Exactly reproduce all the records, keeping pictures out of the copy.

______________________________

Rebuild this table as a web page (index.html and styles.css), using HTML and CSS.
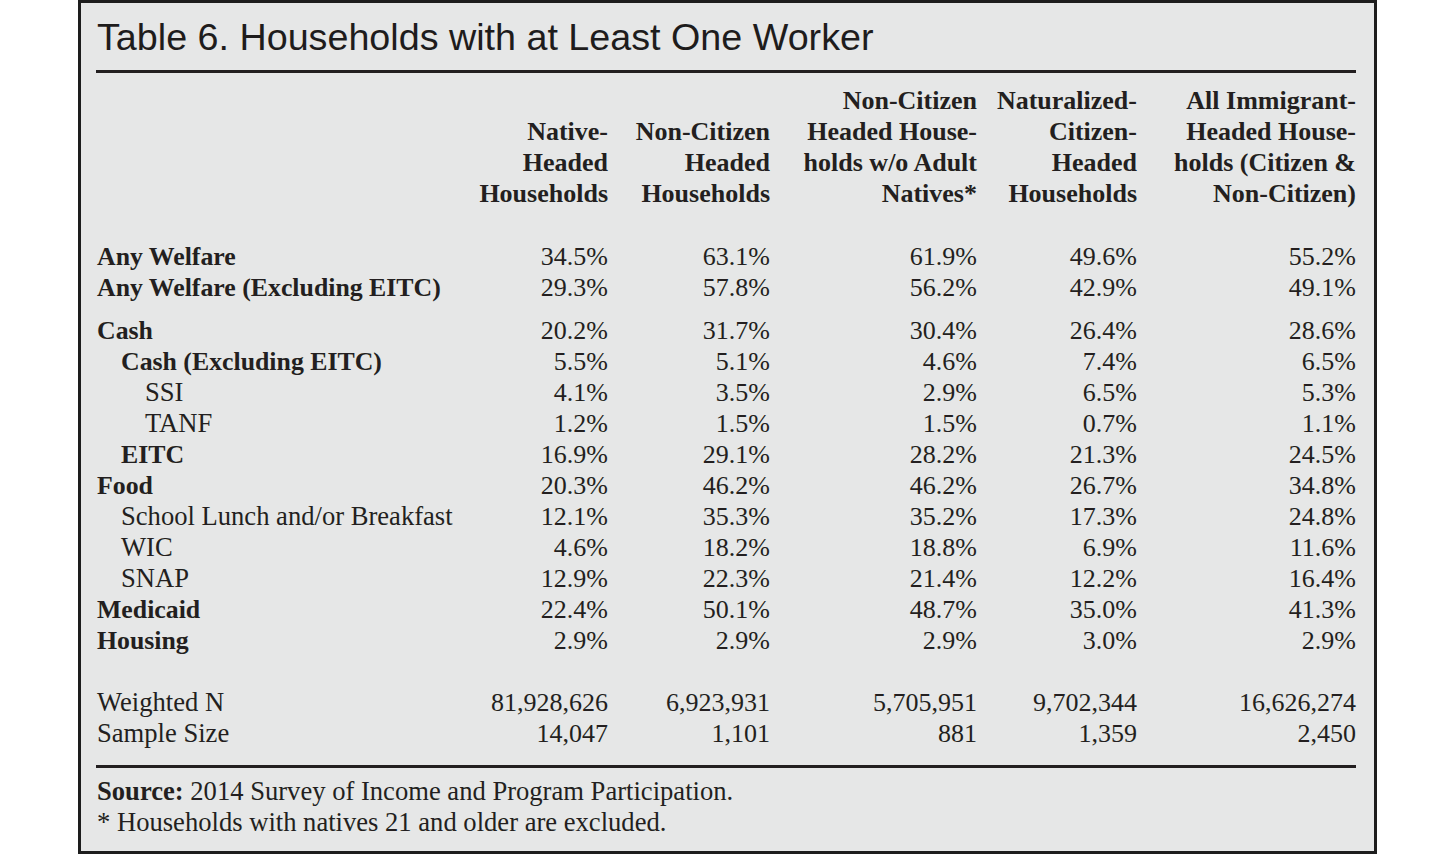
FILE: index.html
```html
<!DOCTYPE html>
<html lang="en">
<head>
<meta charset="utf-8">
<title>Table 6. Households with at Least One Worker</title>
<link rel="stylesheet" href="styles.css">
</head>
<body>
<div class="frame">
  <h1 class="title">Table 6. Households with at Least One Worker</h1>
  <div class="rule"></div>
  <table class="data">
    <colgroup>
      <col class="c-label">
      <col class="c1">
      <col class="c2">
      <col class="c3">
      <col class="c4">
      <col class="c5">
    </colgroup>
    <thead>
      <tr>
        <th></th>
        <th>Native-<br>Headed<br>Households</th>
        <th>Non-Citizen<br>Headed<br>Households</th>
        <th>Non-Citizen<br>Headed House-<br>holds w/o Adult<br>Natives*</th>
        <th>Naturalized-<br>Citizen-<br>Headed<br>Households</th>
        <th>All Immigrant-<br>Headed House-<br>holds (Citizen &amp;<br>Non-Citizen)</th>
      </tr>
    </thead>
    <tbody>
      <tr class="first"><td class="b">Any Welfare</td><td>34.5%</td><td>63.1%</td><td>61.9%</td><td>49.6%</td><td>55.2%</td></tr>
      <tr><td class="b">Any Welfare (Excluding EITC)</td><td>29.3%</td><td>57.8%</td><td>56.2%</td><td>42.9%</td><td>49.1%</td></tr>
      <tr class="gap-sm"><td class="b">Cash</td><td>20.2%</td><td>31.7%</td><td>30.4%</td><td>26.4%</td><td>28.6%</td></tr>
      <tr><td class="b ind1">Cash (Excluding EITC)</td><td>5.5%</td><td>5.1%</td><td>4.6%</td><td>7.4%</td><td>6.5%</td></tr>
      <tr><td class="r ind2">SSI</td><td>4.1%</td><td>3.5%</td><td>2.9%</td><td>6.5%</td><td>5.3%</td></tr>
      <tr><td class="r ind2">TANF</td><td>1.2%</td><td>1.5%</td><td>1.5%</td><td>0.7%</td><td>1.1%</td></tr>
      <tr><td class="b ind1">EITC</td><td>16.9%</td><td>29.1%</td><td>28.2%</td><td>21.3%</td><td>24.5%</td></tr>
      <tr><td class="b">Food</td><td>20.3%</td><td>46.2%</td><td>46.2%</td><td>26.7%</td><td>34.8%</td></tr>
      <tr><td class="r ind1">School Lunch and/or Breakfast</td><td>12.1%</td><td>35.3%</td><td>35.2%</td><td>17.3%</td><td>24.8%</td></tr>
      <tr><td class="r ind1">WIC</td><td>4.6%</td><td>18.2%</td><td>18.8%</td><td>6.9%</td><td>11.6%</td></tr>
      <tr><td class="r ind1">SNAP</td><td>12.9%</td><td>22.3%</td><td>21.4%</td><td>12.2%</td><td>16.4%</td></tr>
      <tr><td class="b">Medicaid</td><td>22.4%</td><td>50.1%</td><td>48.7%</td><td>35.0%</td><td>41.3%</td></tr>
      <tr><td class="b">Housing</td><td>2.9%</td><td>2.9%</td><td>2.9%</td><td>3.0%</td><td>2.9%</td></tr>
      <tr class="gap-lg"><td class="r">Weighted N</td><td>81,928,626</td><td>6,923,931</td><td>5,705,951</td><td>9,702,344</td><td>16,626,274</td></tr>
      <tr><td class="r">Sample Size</td><td>14,047</td><td>1,101</td><td>881</td><td>1,359</td><td>2,450</td></tr>
    </tbody>
  </table>
  <div class="rule rule-bottom"></div>
  <div class="notes">
    <p><strong>Source:</strong> 2014 Survey of Income and Program Participation.</p>
    <p>* Households with natives 21 and older are excluded.</p>
  </div>
</div>
</body>
</html>
```

FILE: styles.css
```css
html, body {
  margin: 0;
  padding: 0;
  background: #ffffff;
}

.frame {
  box-sizing: border-box;
  margin-left: 78px;
  width: 1299px;
  height: 854px;
  border: 3px solid #1d1d1d;
  background: #e6e7e7;
  padding: 14px 18px 0 15px;
  color: #231f20;
}

.title {
  margin: 0;
  font-family: "Liberation Sans", Arial, sans-serif;
  font-weight: normal;
  font-size: 37.7px;
  line-height: 40px;
  height: 40px;
  padding-left: 1px;
  color: #1e1c1c;
}

.rule {
  height: 3px;
  background: #231f20;
  margin-top: 13px;
}

.data {
  width: 1260px;
  table-layout: fixed;
  border-collapse: collapse;
  font-family: "Liberation Serif", "Times New Roman", serif;
  font-size: 26px;
  line-height: 31px;
  margin-top: 12px;
}

.c-label { width: 362px; }
.c1 { width: 150px; }
.c2 { width: 162px; }
.c3 { width: 207px; }
.c4 { width: 160px; }
.c5 { width: 219px; }

.data th,
.data td {
  padding: 0;
  text-align: right;
  vertical-align: bottom;
  white-space: nowrap;
}

.data th {
  font-weight: bold;
}

.data td:first-child {
  text-align: left;
  padding-left: 1px;
}

.data .b {
  font-weight: bold;
  font-size: 25.8px;
}

.data .r {
  font-size: 26.6px;
}

.data td.ind1 {
  padding-left: 25px;
}

.data td.ind2 {
  padding-left: 49px;
}

.data tr.first td {
  padding-top: 32px;
}

.data tr.gap-sm td {
  padding-top: 12px;
}

.data tr.gap-lg td {
  padding-top: 31px;
}

.rule-bottom {
  margin-top: 16px;
}

.notes {
  margin-top: 8px;
  font-family: "Liberation Serif", "Times New Roman", serif;
  font-size: 26.6px;
  line-height: 31px;
}

.notes p {
  margin: 0;
  padding-left: 1px;
}
```
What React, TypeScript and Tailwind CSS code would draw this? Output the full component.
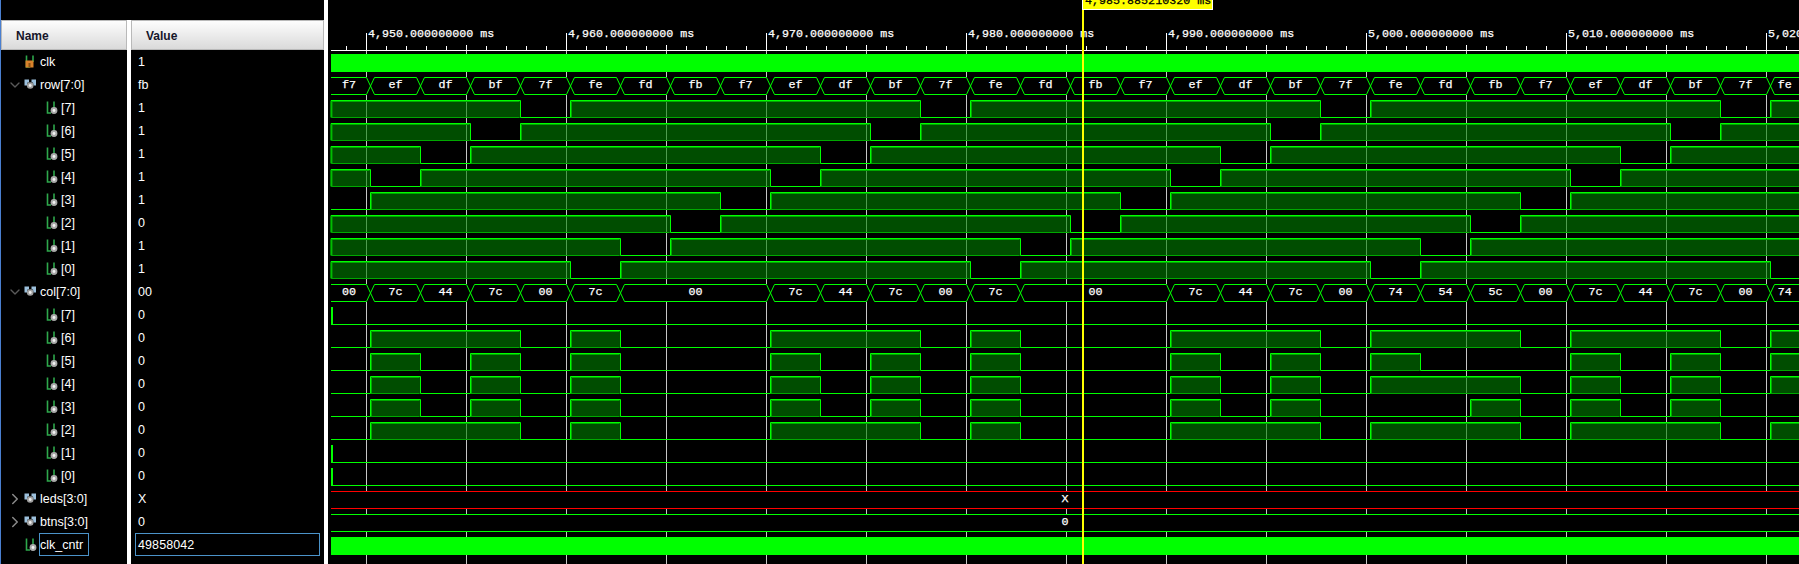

______________________________

## Answer to the task
Rebuild this table as a web page (index.html and styles.css), using HTML and CSS.
FILE: index.html
```html
<!DOCTYPE html>
<html lang="en">
<head>
<meta charset="utf-8">
<title>Table 6. Households with at Least One Worker</title>
<link rel="stylesheet" href="styles.css">
</head>
<body>
<div class="frame">
  <h1 class="title">Table 6. Households with at Least One Worker</h1>
  <div class="rule"></div>
  <table class="data">
    <colgroup>
      <col class="c-label">
      <col class="c1">
      <col class="c2">
      <col class="c3">
      <col class="c4">
      <col class="c5">
    </colgroup>
    <thead>
      <tr>
        <th></th>
        <th>Native-<br>Headed<br>Households</th>
        <th>Non-Citizen<br>Headed<br>Households</th>
        <th>Non-Citizen<br>Headed House-<br>holds w/o Adult<br>Natives*</th>
        <th>Naturalized-<br>Citizen-<br>Headed<br>Households</th>
        <th>All Immigrant-<br>Headed House-<br>holds (Citizen &amp;<br>Non-Citizen)</th>
      </tr>
    </thead>
    <tbody>
      <tr class="first"><td class="b">Any Welfare</td><td>34.5%</td><td>63.1%</td><td>61.9%</td><td>49.6%</td><td>55.2%</td></tr>
      <tr><td class="b">Any Welfare (Excluding EITC)</td><td>29.3%</td><td>57.8%</td><td>56.2%</td><td>42.9%</td><td>49.1%</td></tr>
      <tr class="gap-sm"><td class="b">Cash</td><td>20.2%</td><td>31.7%</td><td>30.4%</td><td>26.4%</td><td>28.6%</td></tr>
      <tr><td class="b ind1">Cash (Excluding EITC)</td><td>5.5%</td><td>5.1%</td><td>4.6%</td><td>7.4%</td><td>6.5%</td></tr>
      <tr><td class="r ind2">SSI</td><td>4.1%</td><td>3.5%</td><td>2.9%</td><td>6.5%</td><td>5.3%</td></tr>
      <tr><td class="r ind2">TANF</td><td>1.2%</td><td>1.5%</td><td>1.5%</td><td>0.7%</td><td>1.1%</td></tr>
      <tr><td class="b ind1">EITC</td><td>16.9%</td><td>29.1%</td><td>28.2%</td><td>21.3%</td><td>24.5%</td></tr>
      <tr><td class="b">Food</td><td>20.3%</td><td>46.2%</td><td>46.2%</td><td>26.7%</td><td>34.8%</td></tr>
      <tr><td class="r ind1">School Lunch and/or Breakfast</td><td>12.1%</td><td>35.3%</td><td>35.2%</td><td>17.3%</td><td>24.8%</td></tr>
      <tr><td class="r ind1">WIC</td><td>4.6%</td><td>18.2%</td><td>18.8%</td><td>6.9%</td><td>11.6%</td></tr>
      <tr><td class="r ind1">SNAP</td><td>12.9%</td><td>22.3%</td><td>21.4%</td><td>12.2%</td><td>16.4%</td></tr>
      <tr><td class="b">Medicaid</td><td>22.4%</td><td>50.1%</td><td>48.7%</td><td>35.0%</td><td>41.3%</td></tr>
      <tr><td class="b">Housing</td><td>2.9%</td><td>2.9%</td><td>2.9%</td><td>3.0%</td><td>2.9%</td></tr>
      <tr class="gap-lg"><td class="r">Weighted N</td><td>81,928,626</td><td>6,923,931</td><td>5,705,951</td><td>9,702,344</td><td>16,626,274</td></tr>
      <tr><td class="r">Sample Size</td><td>14,047</td><td>1,101</td><td>881</td><td>1,359</td><td>2,450</td></tr>
    </tbody>
  </table>
  <div class="rule rule-bottom"></div>
  <div class="notes">
    <p><strong>Source:</strong> 2014 Survey of Income and Program Participation.</p>
    <p>* Households with natives 21 and older are excluded.</p>
  </div>
</div>
</body>
</html>
```

FILE: styles.css
```css
html, body {
  margin: 0;
  padding: 0;
  background: #ffffff;
}

.frame {
  box-sizing: border-box;
  margin-left: 78px;
  width: 1299px;
  height: 854px;
  border: 3px solid #1d1d1d;
  background: #e6e7e7;
  padding: 14px 18px 0 15px;
  color: #231f20;
}

.title {
  margin: 0;
  font-family: "Liberation Sans", Arial, sans-serif;
  font-weight: normal;
  font-size: 37.7px;
  line-height: 40px;
  height: 40px;
  padding-left: 1px;
  color: #1e1c1c;
}

.rule {
  height: 3px;
  background: #231f20;
  margin-top: 13px;
}

.data {
  width: 1260px;
  table-layout: fixed;
  border-collapse: collapse;
  font-family: "Liberation Serif", "Times New Roman", serif;
  font-size: 26px;
  line-height: 31px;
  margin-top: 12px;
}

.c-label { width: 362px; }
.c1 { width: 150px; }
.c2 { width: 162px; }
.c3 { width: 207px; }
.c4 { width: 160px; }
.c5 { width: 219px; }

.data th,
.data td {
  padding: 0;
  text-align: right;
  vertical-align: bottom;
  white-space: nowrap;
}

.data th {
  font-weight: bold;
}

.data td:first-child {
  text-align: left;
  padding-left: 1px;
}

.data .b {
  font-weight: bold;
  font-size: 25.8px;
}

.data .r {
  font-size: 26.6px;
}

.data td.ind1 {
  padding-left: 25px;
}

.data td.ind2 {
  padding-left: 49px;
}

.data tr.first td {
  padding-top: 32px;
}

.data tr.gap-sm td {
  padding-top: 12px;
}

.data tr.gap-lg td {
  padding-top: 31px;
}

.rule-bottom {
  margin-top: 16px;
}

.notes {
  margin-top: 8px;
  font-family: "Liberation Serif", "Times New Roman", serif;
  font-size: 26.6px;
  line-height: 31px;
}

.notes p {
  margin: 0;
  padding-left: 1px;
}
```
What React, TypeScript and Tailwind CSS code would draw this? Output the full component.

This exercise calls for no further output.